A key element of Core Equity’s strategy is its investor base, its partners say. The fund has attracted a mix of North American and European endowments, foundations and large family offices – sophisticated institutional investors who are “very long-term minded,” according to the partners.
“Fifteen years is a very long time,” says De Waen. “Stuff will happen. It’s important we have the opportunity to sit around the table and have commercial discussions with a bunch of people who are structurally very similar. They hold permanent capital and they all know each other. It’s a true partnership. It’s impossible [to do that] with 300 LPs.”
So what if factors such as internal strategy or personnel changes, or issues such as the denominator effect force LPs to part with their stakes over the next 17 years? Any LPs wishing to exit the fund must gain the GP’s consent within the first 10-years, and after that period, the LPA has a facility built in whereby its managers will organise a market for any LPs that desire to sell their stakes, De Waen says.
Existing LPs in the fund will always have the right of first refusal, Valentiny stresses, in order to keep the LP base homogenous.
The future for Core Equity looks bright. The firm was set to move into bigger offices in Brussels after the summer and has just hired a vice-president and two principals, bringing the total headcount to 16.

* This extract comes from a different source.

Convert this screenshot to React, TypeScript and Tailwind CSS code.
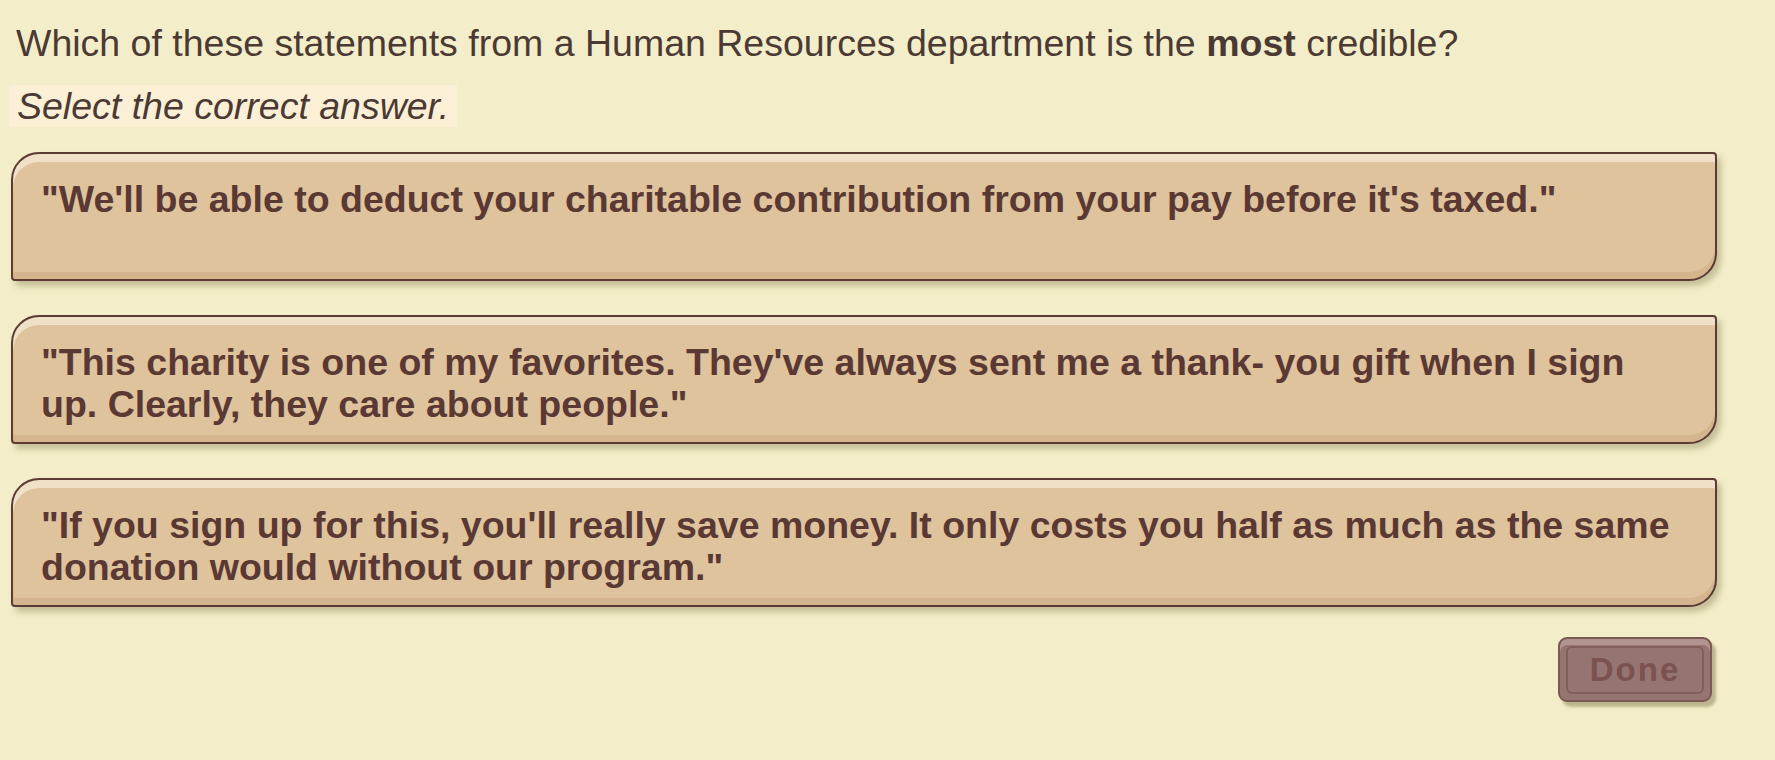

The firm may occupy a lonely space in the European long-term hold market and is yet to announce its first deal. But if its fundraise is anything to go by, the challenges it faces with its long-term structure will be overcome.
“That team is one of the most creative bunch of individuals in the market and they’ve got huge amounts of experience,” says the head of private equity at a London-based law firm familiar with Core Equity. “I’ve got no doubt that they will solve those issues.”
Time, of course, will tell. The market will just have to wait a bit longer than usual to find out.